I made a comedy pilot based on a show I took to Edinburgh. BBC Comedy really liked it and asked me to direct some sketches on their comedy pilot. They were really filmic and got a big thumbs up and I thought ‘Yay I’m in’! But then the people I knew left the BBC, pursued other careers and had children, etc., and so I struggled to get my foot in the door again. Then Deborah Sathe from Film London (used to work for BBC Continuing drama) really liked my short I Don’t Care that Film London commissioned. Before she took the job she texted the head of daytime drama Will Trotter and said he had to give me a job on Doctors. He handed me over to Mike Hobson the executive there. It took about five months of gentle nudging for him to watch my shorts and call me in for a meeting. He showed me the stack of directors, showreels he gets sent and was concerned that short filmmakers that would struggle with the speed of the show (17-27 pages a day on two cameras). I’d worked on the show as an actress and knew how fast it was, so he was happy for me to come and shadow another director. Three months of gentle nudging got me shadowing and then another five months to get my first block. 

I really tried to make them my own. Everyone liked them and I was offered a stand-alone episode after that and then a Doctors 2-parter. Then one of the producers got a call from Casualty asking about new directors and I got a block of Casualty.

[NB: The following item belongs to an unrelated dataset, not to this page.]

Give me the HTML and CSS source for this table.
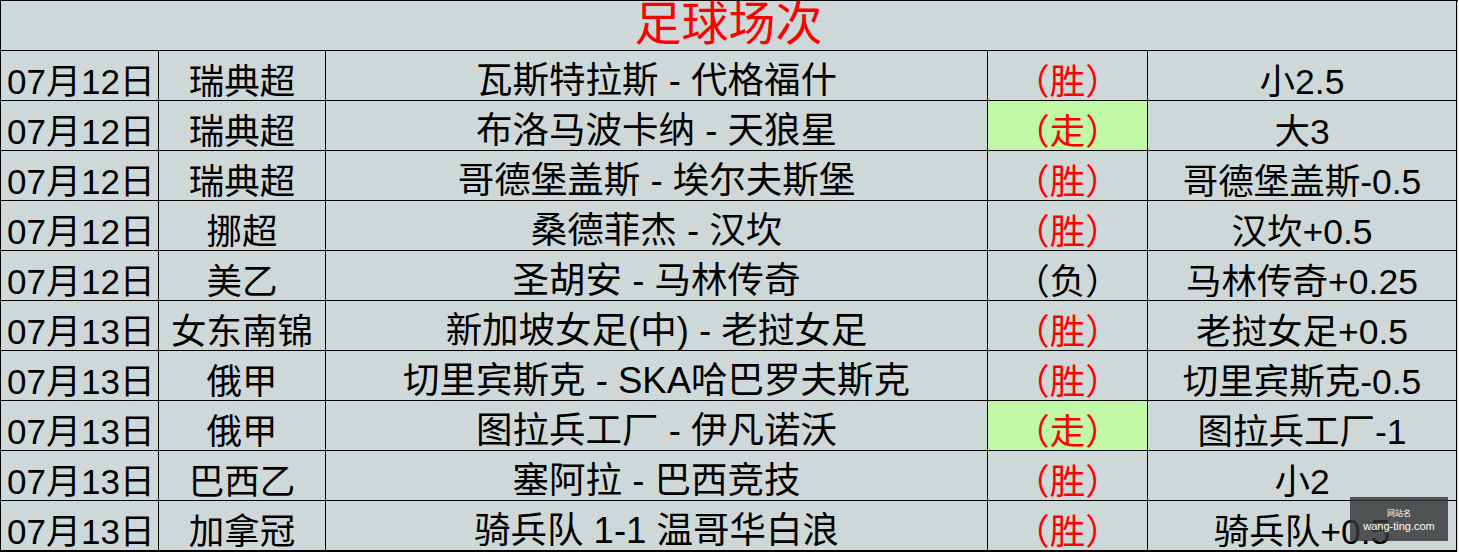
FILE: index.html
```html
<!DOCTYPE html>
<html lang="zh-CN">
<head>
<meta charset="utf-8">
<title>足球场次</title>
<link rel="stylesheet" href="styles.css">
</head>
<body>
<div class="sheet">
  <div class="cell title">足球场次</div>

  <div class="cell date">07月12日</div><div class="cell">瑞典超</div><div class="cell match">瓦斯特拉斯 - 代格福什</div><div class="cell red">（胜）</div><div class="cell">小2.5</div>
  <div class="cell date">07月12日</div><div class="cell">瑞典超</div><div class="cell match">布洛马波卡纳 - 天狼星</div><div class="cell red push">（走）</div><div class="cell">大3</div>
  <div class="cell date">07月12日</div><div class="cell">瑞典超</div><div class="cell match">哥德堡盖斯 - 埃尔夫斯堡</div><div class="cell red">（胜）</div><div class="cell">哥德堡盖斯-0.5</div>
  <div class="cell date">07月12日</div><div class="cell">挪超</div><div class="cell match">桑德菲杰 - 汉坎</div><div class="cell red">（胜）</div><div class="cell">汉坎+0.5</div>
  <div class="cell date">07月12日</div><div class="cell">美乙</div><div class="cell match">圣胡安 - 马林传奇</div><div class="cell">（负）</div><div class="cell">马林传奇+0.25</div>
  <div class="cell date">07月13日</div><div class="cell">女东南锦</div><div class="cell match">新加坡女足(中) - 老挝女足</div><div class="cell red">（胜）</div><div class="cell">老挝女足+0.5</div>
  <div class="cell date">07月13日</div><div class="cell">俄甲</div><div class="cell match">切里宾斯克 - SKA哈巴罗夫斯克</div><div class="cell red">（胜）</div><div class="cell">切里宾斯克-0.5</div>
  <div class="cell date">07月13日</div><div class="cell">俄甲</div><div class="cell match">图拉兵工厂 - 伊凡诺沃</div><div class="cell red push">（走）</div><div class="cell">图拉兵工厂-1</div>
  <div class="cell date">07月13日</div><div class="cell">巴西乙</div><div class="cell match">塞阿拉 - 巴西竞技</div><div class="cell red">（胜）</div><div class="cell">小2</div>
  <div class="cell date last">07月13日</div><div class="cell last">加拿冠</div><div class="cell match last">骑兵队 1-1 温哥华白浪</div><div class="cell red last">（胜）</div><div class="cell last">骑兵队+0.5</div>
</div>
<div class="watermark">
  <span class="wm-name">网站名</span>
  <span class="wm-url">wang-ting.com</span>
</div>
</body>
</html>
```

FILE: styles.css
```css
html, body {
  margin: 0;
  padding: 0;
  background: #ffffff;
}
body {
  position: relative;
  width: 1459px;
  height: 552px;
  overflow: hidden;
}
.sheet {
  display: grid;
  grid-template-columns: 158px 167px 662px 160px 309px;
  grid-template-rows: 50px repeat(9, 50px) 51px;
  width: 1457px;
  border-top: 1px solid #000;
  border-left: 1px solid #000;
  background: #cfd8d9;
  font-family: "Liberation Sans", "Noto Sans CJK SC", sans-serif;
  font-size: 35.5px;
  color: #000;
}
.cell {
  box-sizing: border-box;
  border-right: 1px solid #000;
  border-bottom: 1px solid #000;
  padding-top: 13px;
  line-height: 36px;
  text-align: center;
  white-space: nowrap;
  overflow: visible;
}
.cell.date {
  text-align: left;
  padding-left: 6px;
  font-size: 35px;
}
.cell.match {
  font-size: 36.5px;
  padding-top: 12px;
}
.cell.last {
  border-bottom: 2px solid #000;
}
.cell.title {
  grid-column: 1 / -1;
  padding-top: 0;
  font-size: 47px;
  line-height: 46px;
  color: #ff0000;
}
.red { color: #ff0000; }
.push { background: #c0f8a6; }
.watermark {
  position: absolute;
  left: 1350px;
  top: 497px;
  width: 98px;
  height: 44px;
  background: rgba(50, 54, 55, 0.82);
  display: flex;
  flex-direction: column;
  align-items: center;
  justify-content: center;
  color: #ffffff;
  font-family: "Liberation Sans", "Noto Sans CJK SC", sans-serif;
  line-height: 12px;
  padding-top: 2px;
  box-sizing: border-box;
}
.wm-name { font-size: 8px; }
.wm-url { font-size: 11px; }
```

Again, trying to put my mark on those two episodes, which lead to being recommended for a new show Shakespeare & Hathaway created and written by Paul Matthew Thompson. He then recommended me for Vera and it’s continued from there. 

I got my agent after making my comedy pilot but it took a while to get going in TV. The more an agent has to offer people the easier it is for them to get you through the door. However, I didn’t just wait around for my agent to make it happen for me and I still don’t. I made shorts for five to six years but that first block of Doctors was four years ago and I haven’t stop working since then and hope it continues. Everyone talks to each other in this industry and it’s so important that you care about every job you do, even if it’s not your end game, as that job could and probably will lead onto your next.

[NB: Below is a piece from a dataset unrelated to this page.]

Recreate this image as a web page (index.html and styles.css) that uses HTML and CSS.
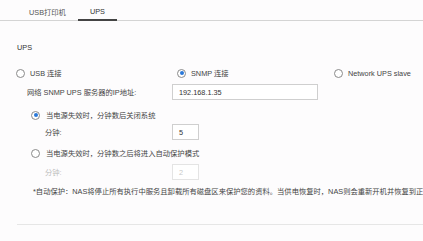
FILE: index.html
```html
<!DOCTYPE html>
<html lang="zh-CN">
<head>
<meta charset="utf-8">
<title>UPS</title>
<link rel="stylesheet" href="styles.css">
</head>
<body>
<div class="tabs">
  <div class="tab">USB打印机</div>
  <div class="tab active">UPS</div>
</div>
<div class="content">
  <div class="heading">UPS</div>
  <div class="modes">
    <label class="opt"><span class="radio"></span><span>USB 连接</span></label>
    <label class="opt"><span class="radio on"></span><span>SNMP 连接</span></label>
    <label class="opt"><span class="radio"></span><span>Network UPS slave</span></label>
  </div>
  <div class="field ip">
    <span class="flabel">网络 SNMP UPS 服务器的IP地址:</span>
    <span class="input wide">192.168.1.35</span>
  </div>
  <label class="opt sub r1"><span class="radio on"></span><span>当电源失效时，分钟数后关闭系统</span></label>
  <div class="field mins m1">
    <span class="flabel">分钟:</span>
    <span class="input small">5</span>
  </div>
  <label class="opt sub r2"><span class="radio"></span><span>当电源失效时，分钟数之后将进入自动保护模式</span></label>
  <div class="field mins m2 disabled">
    <span class="flabel">分钟:</span>
    <span class="input small">2</span>
  </div>
  <div class="note">*自动保护：NAS将停止所有执行中服务且卸载所有磁盘区来保护您的资料。当供电恢复时，NAS则会重新开机并恢复到正常状态。</div>
  <div class="rule"></div>
</div>
</body>
</html>
```
FILE: styles.css
```css
html, body {
  margin: 0;
  padding: 0;
  background: #fdfcfd;
  overflow: hidden;
}
body {
  width: 423px;
  height: 241px;
  font-family: "Liberation Sans", "Noto Sans CJK SC", sans-serif;
  font-size: 7.3px;
  color: #444;
}
.tabs {
  display: flex;
  height: 20px;
  padding-left: 17px;
  border-bottom: 1px solid #d4d4d4;
}
.tab {
  box-sizing: border-box;
  height: 21px;
  margin-bottom: -1px;
  padding: 2px 12px 0;
  display: flex;
  align-items: center;
  color: #555;
}
.tab.active {
  color: #333;
  box-shadow: inset 0 -2px 0 #444;
}
.content {
  padding-left: 17px;
  display: flex;
  flex-direction: column;
}
.heading {
  margin-top: 21px;
  height: 12px;
  line-height: 12px;
  color: #333;
}
.modes {
  margin-top: 13px;
  display: grid;
  grid-template-columns: 161px 157px 100px;
  margin-left: -1px;
}
.opt {
  display: flex;
  align-items: center;
  height: 12px;
  white-space: nowrap;
}
.radio {
  box-sizing: border-box;
  width: 9px;
  height: 9px;
  border: 1px solid #8a8a8a;
  border-radius: 50%;
  margin-right: 5px;
  background: #fff;
  display: flex;
  align-items: center;
  justify-content: center;
  flex: none;
}
.radio.on::after {
  content: "";
  width: 4px;
  height: 4px;
  border-radius: 50%;
  background: #2a78d8;
}
.field {
  display: flex;
  align-items: center;
  white-space: nowrap;
}
.flabel {
  flex: none;
}
.ip {
  margin-top: 5px;
  padding-left: 10px;
}
.ip .flabel {
  width: 145px;
}
.input {
  box-sizing: border-box;
  height: 16px;
  border: 1px solid #cfcfcf;
  background: #fff;
  padding-left: 6px;
  display: flex;
  align-items: center;
  color: #333;
}
.input.wide {
  width: 146px;
}
.input.small {
  width: 27px;
}
.sub {
  padding-left: 14px;
}
.sub .radio {
  margin-right: 6px;
}
.r1 {
  margin-top: 9px;
}
.mins {
  padding-left: 28px;
}
.mins .flabel {
  width: 127px;
}
.m1 {
  margin-top: 3px;
}
.r2 {
  margin-top: 7px;
}
.m2 {
  margin-top: 5px;
}
.disabled .flabel {
  color: #bbb;
}
.disabled .input {
  border-color: #e4e4e4;
  color: #c8c8c8;
}
.note {
  margin-top: 6px;
  padding-left: 16px;
  height: 12px;
  line-height: 12px;
  white-space: nowrap;
  overflow: hidden;
}
.rule {
  margin-top: 26px;
  height: 1px;
  background: #e6e6e6;
}
```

If I could give myself some advice to when I first started directing it would be to think more carefully about all the choices I make, try harder to make/create what I see in my head, knowing that whatever I see on the monitor is what I will have in the edit, no magician can come along and change it once you’ve moved on. I still give myself the same advice everyday on a shoot.

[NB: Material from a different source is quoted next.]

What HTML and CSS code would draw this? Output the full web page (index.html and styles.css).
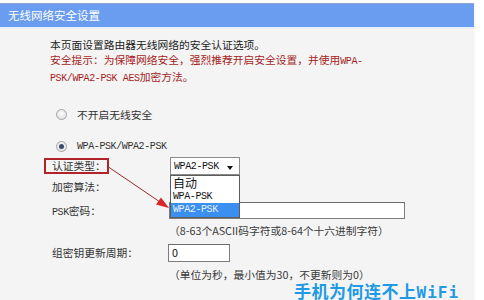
FILE: index.html
```html
<!DOCTYPE html>
<html lang="zh-CN">
<head>
<meta charset="utf-8">
<title>无线网络安全设置</title>
<link rel="stylesheet" href="styles.css">
</head>
<body>
<div class="page">
  <div class="panel">
    <div class="header">无线网络安全设置</div>
    <div class="content">
      <p class="intro">本页面设置路由器无线网络的安全认证选项。</p>
      <p class="warn">安全提示：为保障网络安全，强烈推荐开启安全设置，并使用<span class="mono">WPA-</span><br><span class="mono">PSK/WPA2-PSK AES</span>加密方法。</p>

      <div class="radio-row first">
        <span class="radio"></span>
        <span class="radio-text">不开启无线安全</span>
      </div>
      <div class="radio-row">
        <span class="radio checked"></span>
        <span class="radio-text mono">WPA-PSK/WPA2-PSK</span>
      </div>

      <div class="form">
        <div class="row row-auth">
          <div class="label"><span class="boxed">认证类型：</span></div>
          <div class="field">
            <div class="select">
              <span class="mono">WPA2-PSK</span>
              <span class="caret"></span>
              <ul class="options">
                <li>自动</li>
                <li class="mono">WPA-PSK</li>
                <li class="mono active">WPA2-PSK</li>
              </ul>
            </div>
          </div>
        </div>
        <div class="row row-enc">
          <div class="label">加密算法：</div>
          <div class="field"></div>
        </div>
        <div class="row row-psk">
          <div class="label"><span class="mono">PSK</span>密码：</div>
          <div class="field"><div class="input wide"></div></div>
        </div>
        <div class="row hint hint-1">
          <div class="label"></div>
          <div class="field">（8-63个ASCII码字符或8-64个十六进制字符）</div>
        </div>
        <div class="row row-group">
          <div class="label">组密钥更新周期：</div>
          <div class="field"><div class="input short">0</div></div>
        </div>
        <div class="row hint hint-2">
          <div class="label"></div>
          <div class="field">（单位为秒，最小值为30，不更新则为0）</div>
        </div>
      </div>
    </div>
  </div>

  <svg class="arrow" width="484" height="300" viewBox="0 0 484 300" xmlns="http://www.w3.org/2000/svg">
    <line x1="107" y1="166" x2="160" y2="202" stroke="#9a2a2a" stroke-width="1"/>
    <polygon points="169,208 156,204.5 161,197.5" fill="#d8262a"/>
  </svg>

  <div class="watermark">手机为何连不上<span class="wm-latin">WiFi</span></div>
</div>
</body>
</html>
```

FILE: styles.css
```css
html, body {
  margin: 0;
  padding: 0;
  background: #ffffff;
}

body {
  font-family: "Noto Sans CJK SC", "Noto Sans", sans-serif;
  font-size: 10.75px;
  color: #222;
}

.page {
  position: relative;
  width: 484px;
  height: 300px;
  overflow: hidden;
}

.panel {
  margin-top: 3px;
  width: 476px;
  height: 297px;
  background: #f4f4f4;
  border-right: 2px solid #fbfbfb;
  box-sizing: border-box;
}

.header {
  height: 26px;
  line-height: 23px;
  padding-left: 8px;
  background: #6a9cf0;
  border-top: 1px solid #8aa6cf;
  border-bottom: 2px solid #e7f0fb;
  box-sizing: border-box;
  color: #ffffff;
  font-size: 11.5px;
}

.content {
  padding: 8px 0 0 50px;
}

.intro, .warn {
  margin: 0;
  line-height: 15px;
}

.warn {
  color: #a51e1e;
}

.mono {
  font-family: "Liberation Mono", "DejaVu Sans Mono", monospace;
  font-size: 10px;
  letter-spacing: -0.4px;
}

.radio-row {
  display: flex;
  align-items: center;
  height: 16px;
  margin-top: 16px;
  padding-left: 6px;
}

.radio-row.first {
  margin-top: 20px;
}

.radio {
  width: 11px;
  height: 11px;
  border-radius: 50%;
  border: 1px solid #a4a4a4;
  box-sizing: border-box;
  background: radial-gradient(circle at 50% 40%, #ffffff 0%, #e4e4e4 70%, #d0d0d0 100%);
  display: flex;
  align-items: center;
  justify-content: center;
}

.radio.checked::after {
  content: "";
  width: 5px;
  height: 5px;
  border-radius: 50%;
  background: #3b4a66;
}

.radio-text {
  margin-left: 10px;
  color: #333;
}

.form {
  margin-left: 2px;
  margin-top: 3px;
}

.row {
  display: flex;
  align-items: center;
}

.label {
  width: 118px;
  flex: none;
  color: #333;
}

.field {
  flex: 1;
  display: flex;
  align-items: center;
}

.row-auth { height: 18px; }
.row-enc { height: 22px; }
.row-psk { height: 17px; margin-top: 5px; }
.hint-1 { height: 16px; margin-top: 3px; }
.row-group { height: 17px; margin-top: 6px; }
.hint-2 { height: 14px; margin-top: 6px; }

.hint .field {
  color: #3a3a3a;
  margin-left: -1px;
}

.boxed {
  display: inline-block;
  border: 2px solid #b3242a;
  padding: 0 0 0 6px;
  margin-left: -8px;
  line-height: 12px;
  width: 55px;
}

.select {
  position: relative;
  width: 70px;
  height: 18px;
  box-sizing: border-box;
  border: 1px solid #8a8a8a;
  background: #ffffff;
  display: flex;
  align-items: center;
  padding-left: 3px;
  color: #111;
}

.caret {
  position: absolute;
  right: 6px;
  top: 8px;
  width: 0;
  height: 0;
  border-left: 3px solid transparent;
  border-right: 3px solid transparent;
  border-top: 4px solid #111;
}

.options {
  position: absolute;
  left: -1px;
  top: 17px;
  width: 70px;
  margin: 0;
  padding: 0;
  list-style: none;
  background: #ffffff;
  border: 1px solid #5c5c5c;
  box-sizing: border-box;
  z-index: 2;
}

.options li {
  height: 13px;
  line-height: 13px;
  padding-left: 2px;
  color: #111;
}

.options li:first-child {
  height: 14px;
  line-height: 14px;
  font-size: 12px;
}

.options li.active {
  height: 14px;
  line-height: 14px;
  background: #3a8ff0;
  color: #e8f2ff;
}

.input {
  height: 17px;
  box-sizing: border-box;
  border: 1px solid #7d7d7d;
  border-top-color: #6a6a6a;
  background: #ffffff;
  padding-left: 3px;
  line-height: 15px;
  color: #111;
}

.input.wide {
  width: 236px;
  margin-left: -1px;
}

.input.short {
  width: 62px;
  margin-left: -2px;
  height: 18px;
}

.arrow {
  position: absolute;
  left: 0;
  top: 0;
  pointer-events: none;
  z-index: 3;
}

.watermark {
  position: absolute;
  left: 294px;
  top: 282px;
  font-size: 17px;
  font-weight: bold;
  line-height: 17px;
  color: #1f9ae4;
  letter-spacing: 0.5px;
  white-space: nowrap;
}

.wm-latin {
  font-family: "DejaVu Sans Mono", monospace;
  font-size: 16px;
  letter-spacing: 1px;
}
```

There is never enough time and money, no matter how small or big your budget is, so stop blaming those things because the audience doesn’t care, they just want to watch a great story. Know that everything you have on your first day of shooting is everything you need to tell it.

TV Credits: Doctors (2016-2019), Casualty (2017), Shakespeare & Hathaway (2018), Agatha Raisin (2019), Vera (2019-2020), The Drowning (2020).

Film Credits: Papa (2011), Man Up (2012), I Don’t Care (2014), Civil War Films (2015), Holy Cannelloni (2019).